Modern anti-cheat programs are very good at detecting cheats.
But their main flaw is when a process injects something before the anti-cheat program starts.
This is how most modern cheats function, to bypass these anti cheat systems.

Ah.....so is this kind of like a checksum to validate the integrity of the program in memory from the hardware level?
 
This will help in case Clara comes visiting.
Understand Captain America GIF


 
Last edited:
Secure boot is great for Windows and Linux. Depends on who controls the keys to the doors on your system though

It's not infallible as private keys have been leaked, motherboards have vulnerabilities etc

Here are just a couple of past issues..


 
I have an older PC I only use for Cubase that refuse to upgrade to Windows 11 because of this secure boot tpm2 thing, tried a bunch of bios changes but it's not working.
Sucks for those who gets locked out of games for similar reasons, the whole thing seems messy with too many variables affecting it.
 
Genuine question: Other than requiring a new(-ish) motherboard, what are the downsides to Secure Boot?
I'd be interested in the details here, too, as I know jackshit about anti cheat tech. Independent of the question wheather these pieces of software make your computer more vulnerable in certain aspects, can someone here with the knowledge explain to us how effective these apps can be in order to prevent cheating? Is the secure boot thingy discussed here a price worth paying because it stops cheating reliably, or will this be defeated by hackers in a couple of weeks?
 
Valorant has the same requirements through Vanguard. People still cheat.

The working cheats in Valorant are mostly useless, and the hacking scene has been dead for years.

A few private ones rely on a second PC to read memory externally, but they're expensive, easy to detect, and unlikely to last much longer.

It doesn't mean glitches and exploits won't find their way into the game, but the classic wallhacks and aimbots that were ruining online gaming are finished.

The main issue is trusting these publishers not to mess up their drivers. Microsoft is supposedly coming out with a native solution that will expose an API that should clean this nonsense up.
 
Definitely won't stop all cheating but hope it helps at least.

Next step, totally remove these battleroyale games from being free to play.

Then ban device like cronus/xim/whatever.

Whatever it takes, stop the cheaters please.

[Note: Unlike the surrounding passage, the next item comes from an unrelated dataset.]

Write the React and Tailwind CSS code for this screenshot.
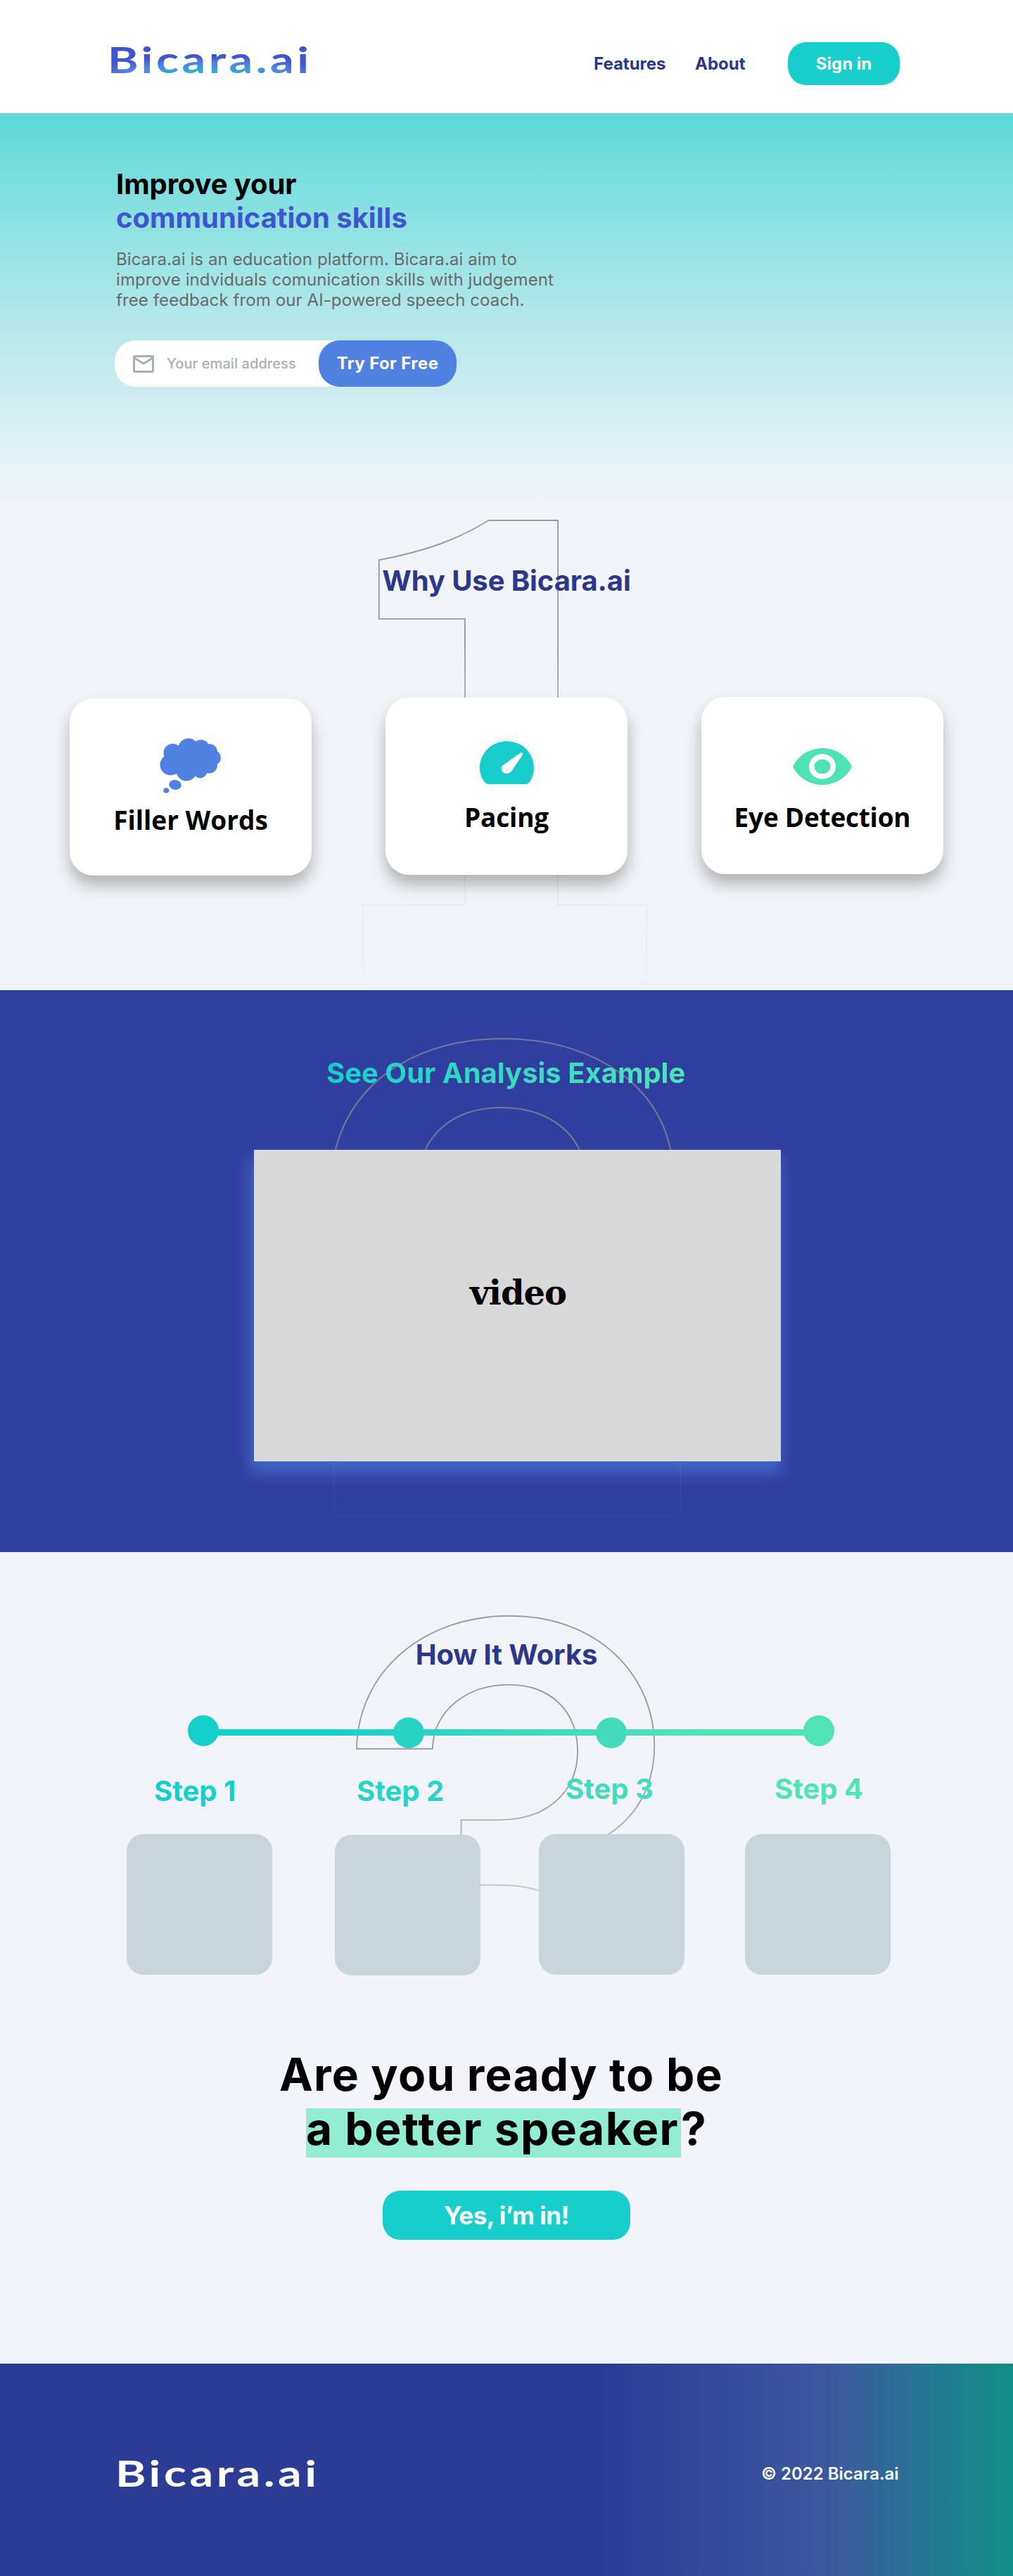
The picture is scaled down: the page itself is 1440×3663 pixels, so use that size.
import React from "react";

function Logo({ id, fill }) {
  return (
    <svg width="284" height="44" viewBox="0 0 284 44" className="block overflow-visible" role="img">
      <defs>
        <radialGradient id={id} gradientUnits="userSpaceOnUse" cx="0" cy="0" r="1" gradientTransform="translate(111 6) scale(138 30)">
          <stop offset="0" stopColor="#14CFCB" />
          <stop offset="0.7" stopColor="#5080E0" />
          <stop offset="1" stopColor="#3F54D1" />
        </radialGradient>
      </defs>
      <text
        x="0"
        y="0"
        transform="translate(-4 39) scale(1.3 1)"
        fill={fill || `url(#${id})`}
        className="font-['Lato',sans-serif] text-[51px] font-bold tracking-[3.5px]"
      >
        Bicara.ai
      </text>
    </svg>
  );
}

function Numeral({ value, transform, color, className, fontClass }) {
  return (
    <svg aria-hidden="true" width="640" height="720" className={"pointer-events-none absolute overflow-visible " + className}>
      <text transform={transform} fill="none" stroke={color} strokeWidth="2.1" strokeLinejoin="round" className={fontClass}>
        {value}
      </text>
    </svg>
  );
}

function ThoughtIcon() {
  return (
    <svg width="88" height="79" viewBox="0 0 88 79" fill="#5080E1" className="block">
      <circle cx="18.5" cy="20.5" r="13" />
      <circle cx="41" cy="15" r="15" />
      <circle cx="58.5" cy="15" r="13" />
      <circle cx="71" cy="19" r="11" />
      <circle cx="76.5" cy="27.5" r="10.5" />
      <circle cx="70.5" cy="38" r="11.5" />
      <circle cx="57.5" cy="46.5" r="10" />
      <circle cx="38" cy="46" r="14.5" />
      <circle cx="15.5" cy="37.5" r="15" />
      <path d="M14 18L42 8L72 16L78 30L66 44L40 54L18 46Z" />
      <ellipse cx="22" cy="66" rx="8.8" ry="6.8" transform="rotate(10 22 66)" />
      <ellipse cx="9.3" cy="74" rx="4.1" ry="3.8" />
    </svg>
  );
}

function GaugeIcon() {
  return (
    <svg width="77" height="61" viewBox="0 0 77 61" className="block">
      <path d="M38.5 0C60 0 77 16.5 77 38C77 45.500 74.700 52.500 71 57.700C69.500 60 67.500 61 65.500 61H12.500C10 61 8 60 6.300 57.500C2.300 52 0 45.500 0 38C0 16.500 17 0 38.500 0Z" fill="#17CECC" />
      <path d="M31.800 35L57 17C59.500 15.300 61.900 17 60.400 20L45.500 42C43.500 44.800 41.500 46 38.300 46C34 46 30.800 43 30.800 39C30.800 37.200 31 36 31.800 35Z" fill="#fff" />
    </svg>
  );
}

function EyeIcon() {
  return (
    <svg width="84" height="52" viewBox="0 0 84 52" className="block">
      <path d="M0 26C7.500 10.500 23 0 42 0C61 0 76.500 10.500 84 26C76.500 41.500 61 52 42 52C23 52 7.500 41.500 0 26Z" fill="#50E2B7" />
      <ellipse cx="42" cy="26" rx="15.300" ry="14" fill="none" stroke="#fff" strokeWidth="7.500" />
    </svg>
  );
}

function Card({ title, icon, className, titleClass }) {
  return (
    <div className={"flex h-[252px] w-[344px] flex-col items-center rounded-[34px] bg-white shadow-[0_14px_22px_rgba(0,0,0,0.27)] " + className}>
      {icon}
      <h3 className={"whitespace-nowrap font-['Open_Sans',sans-serif] text-[37px] leading-[50px] font-bold text-black " + titleClass}>{title}</h3>
    </div>
  );
}

export default function App() {
  return (
    <div className="w-[1440px] overflow-hidden bg-[#F3F4F9] font-['Inter',sans-serif]">
      <header className="flex h-[161px] items-start bg-white pl-[157px]">
        <div className="mt-[65px] w-[687px]">
          <Logo id="logo-top" />
        </div>
        <nav className="mt-[60px] flex h-[61px] items-center text-2xl font-bold text-[#2A378B]">
          <a className="w-[144px]">Features</a>
          <a className="w-[132px]">About</a>
          <button className="h-[61px] w-[159px] rounded-[26px] bg-[#17CECC] font-bold text-white">Sign in</button>
        </nav>
      </header>

      <section className="h-[564px] bg-linear-to-b from-[#58D9D8] to-[#F3F4F9] pt-[77px] pl-[163px]">
        <h1 className="ml-[2px] text-[40px] leading-[48px] font-bold">
          <span className="block tracking-[-0.1px] text-black">Improve your</span>
          <span className="block text-[#3F54D1]">communication skills</span>
        </h1>
        <p className="mt-5 ml-[2px] w-[660px] text-2xl leading-[29px] font-normal tracking-[0.1px] text-[#6A6A6A]">
          Bicara.ai is an education platform. Bicara.ai aim to
          <br />
          improve indviduals comunication skills with judgement
          <br />
          free feedback from our AI-powered speech coach.
        </p>
        <form className="mt-[43px] flex h-[66px] w-[486px] items-center rounded-[30px] bg-white pl-[26px]">
          <svg width="30" height="25" viewBox="0 0 30 25" fill="none" stroke="#A6B1B1" strokeWidth="3" strokeLinejoin="round">
            <rect x="1.500" y="1.500" width="27" height="22" rx="1.500" />
            <path d="M2 4L15 12L28 4" />
          </svg>
          <span className="ml-[18px] w-[216px] text-xl font-medium tracking-[0.080px] whitespace-nowrap text-[#A6B1B1]">Your email address</span>
          <button className="h-[66px] w-[196px] shrink-0 rounded-[30px] bg-[#5080E1] text-2xl font-bold tracking-[0.4px] text-white">Try For Free</button>
        </form>
      </section>

      <section className="relative h-[683px] pt-[77px]">
        <Numeral
          value="1"
          color="#9B9B9B"
          transform="translate(42 671) scale(0.905 0.91)"
          className="top-0 left-[400px] [mask-image:linear-gradient(to_bottom,#000_26%,rgba(0,0,0,0.13)_74%,rgba(0,0,0,0.04)_94%)]"
          fontClass="font-['Noto_Sans_CJK_JP',sans-serif] text-[1000px] font-bold"
        />
        <h2 className="relative text-center text-[40px] leading-[48px] font-bold tracking-[-0.1px] text-[#2A378B]">Why Use Bicara.ai</h2>
        <div className="relative mt-[141px] ml-[99px] flex gap-[105px]">
          <Card title="Filler Words" icon={<ThoughtIcon />} className="mt-[2px] pt-[57px]" titleClass="mt-[12px]" />
          <Card title="Pacing" icon={<GaugeIcon />} className="mt-[1px] pt-[62px]" titleClass="mt-[22px] tracking-[-0.2px]" />
          <Card title="Eye Detection" icon={<EyeIcon />} className="pt-[73px]" titleClass="mt-[21px] tracking-[-0.25px]" />
        </div>
      </section>

      <section className="relative h-[799px] bg-[#303F9F] pt-[94px]">
        <Numeral
          value="2"
          color="#77778F"
          transform="translate(10 718) scale(0.99 0.921)"
          className="top-[30px] left-[400px] [mask-image:linear-gradient(to_bottom,#000_35%,rgba(0,0,0,0.3)_88%,rgba(0,0,0,0.05)_100%)]"
          fontClass="font-['Inter',sans-serif] text-[1000px] font-semibold"
        />
        <h2 className="relative ml-[464px] w-[511px] bg-linear-to-r from-[#14CFCB] to-[#50E3B6] bg-clip-text text-[40px] leading-[48px] font-bold whitespace-nowrap text-transparent">
          See Our Analysis Example
        </h2>
        <div className="relative mt-[85px] ml-[361px] flex h-[443px] w-[749px] justify-center bg-[#D9D9D9] pt-[173px] pl-[2px] shadow-[-3px_14px_20px_3px_rgba(80,128,225,0.6)]">
          <span className="font-['DejaVu_Serif',serif] text-[48px] leading-[60px] font-bold tracking-[-1px] text-black">video</span>
        </div>
      </section>

      <section className="relative h-[1154px] pt-[122px]">
        <Numeral
          value="3"
          color="#9B9B9B"
          transform="translate(49 739) scale(0.86 0.92)"
          className="top-[30px] left-[400px] [mask-image:linear-gradient(to_bottom,#000_40%,rgba(0,0,0,0.55)_60%,transparent_78%)]"
          fontClass="font-['Inter',sans-serif] text-[1000px] font-semibold"
        />
        <h2 className="relative text-center text-[40px] leading-[48px] font-bold tracking-[-0.1px] text-[#2A378B]">How It Works</h2>

        <div className="relative mt-[62px] ml-[267px] flex h-[47px] w-[919px] items-start">
          <div className="absolute top-[20px] left-[22px] h-[9px] w-[875px] bg-linear-to-r from-[#14CFCB] from-20% to-[#50E3B6] to-80%" />
          <div className="relative size-[44px] rounded-full bg-[#14CFCB]" />
          <div className="relative mt-[3px] ml-[248px] size-[44px] rounded-full bg-[#27D3C6]" />
          <div className="relative mt-[3px] ml-[244px] size-[44px] rounded-full bg-[#42DCBC]" />
          <div className="relative ml-[251px] size-[44px] rounded-full bg-[#50E3B6]" />
        </div>

        <div className="relative mt-[37px] ml-[219px] flex text-[40px] leading-[48px] font-bold whitespace-nowrap">
          <span className="w-[288px] text-[#14CFCB]">Step 1</span>
          <span className="w-[297px] text-[#26D3C6]">Step 2</span>
          <span className="-mt-[3px] w-[297px] text-[#42DCBC]">Step 3</span>
          <span className="-mt-[3px] text-[#50E3B6]">Step 4</span>
        </div>

        <div className="relative mt-[37px] ml-[180px] flex items-start">
          <div className="h-[200px] w-[207px] rounded-[24px] bg-[#C8D5DA]" />
          <div className="mt-px ml-[89px] h-[200px] w-[207px] rounded-[24px] bg-[#C8D5DA]" />
          <div className="ml-[83px] h-[200px] w-[207px] rounded-[24px] bg-[#C8D5DA]" />
          <div className="ml-[86px] h-[200px] w-[207px] rounded-[24px] bg-[#C8D5DA]" />
        </div>

        <div className="mt-[102px] text-[64px] leading-[77px] font-bold tracking-[1.2px] text-black">
          <p className="ml-[397px] whitespace-nowrap">Are you ready to be</p>
          <p className="ml-[435px] flex h-[77px] items-start whitespace-nowrap">
            <span className="h-[80px] w-[533px] bg-[linear-gradient(to_bottom,transparent_10px,#92EDD2_10px)] tracking-[1.5px]">a better speaker</span>
            <span>?</span>
          </p>
        </div>
        <button className="mt-[50px] ml-[544px] block h-[70px] w-[352px] rounded-[25px] bg-[#17CECC] text-[35px] font-bold tracking-[-0.5px] text-white">
          Yes, i’m in!
        </button>
      </section>

      <footer className="flex h-[302px] items-start bg-[linear-gradient(90deg,#2C3B94_0%,#2C3B94_59%,#3C599F_82%,#0F9088_100%)] pl-[168px]">
        <div className="mt-[136px] w-[914px]">
          <Logo id="logo-bottom" fill="#fff" />
        </div>
        <p className="mt-[142px] text-2xl leading-[29px] font-semibold text-white">© 2022 Bicara.ai</p>
      </footer>
    </div>
  );
}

Its super blatant on warzone again, people full on rage hacking in resurgence and don't care.
 
When you all talk about cheating in COD--what does this look like? What are the giveaways that someone is cheating?
 
The working cheats in Valorant are mostly useless, and the hacking scene has been dead for years.

A few private ones rely on a second PC to read memory externally, but they're expensive, easy to detect, and unlikely to last much longer.

It doesn't mean glitches and exploits won't find their way into the game, but the classic wallhacks and aimbots that were ruining online gaming are finished.

The main issue is trusting these publishers not to mess up their drivers. Microsoft is supposedly coming out with a native solution that will expose an API that should clean this nonsense up.
So you have faith that what COD is doing will work?
 
Comments who said this shit will work aged well


keep living in your bubble if you think anything is ever going to stop cheaters on PC. I'll never return to competitive online trash.
 
Last edited:
Can someone eli5 why this is a requirement for their anti-cheat. Why do they think its more effective?

From the outside it looks to me to some degree like MS defending windows as the #1 gaming OS by keeping players of their biggest MP title hostage.
 
Reading the title I thought Ricochet was coming back.

ss_2bf674132e28385f168dbc46ff55eea7be8c8886.1920x1080.jpg
 
I was updating my BIOS and suddenly Windows wanted to reset my PIN. I hate modern computing. Same with BitLocker- its a gaming PC that sits in my house seriously if somebody breaks in they will just steal it for parts.
 
Can someone eli5 why this is a requirement for their anti-cheat. Why do they think its more effective?

From the outside it looks to me to some degree like MS defending windows as the #1 gaming OS by keeping players of their biggest MP title hostage.
Maybe regulators should scrutinise this more. People that claim PC is an open platform but are happy to allow only software signed with a key issued by Microsoft seems like a dichotomy.
 
I'm really not a fan of this sort of approach and I won't buy any game that has it... but I get that there's not exactly a wealth of solutions that stop short of this. MP gaming is just a cesspool.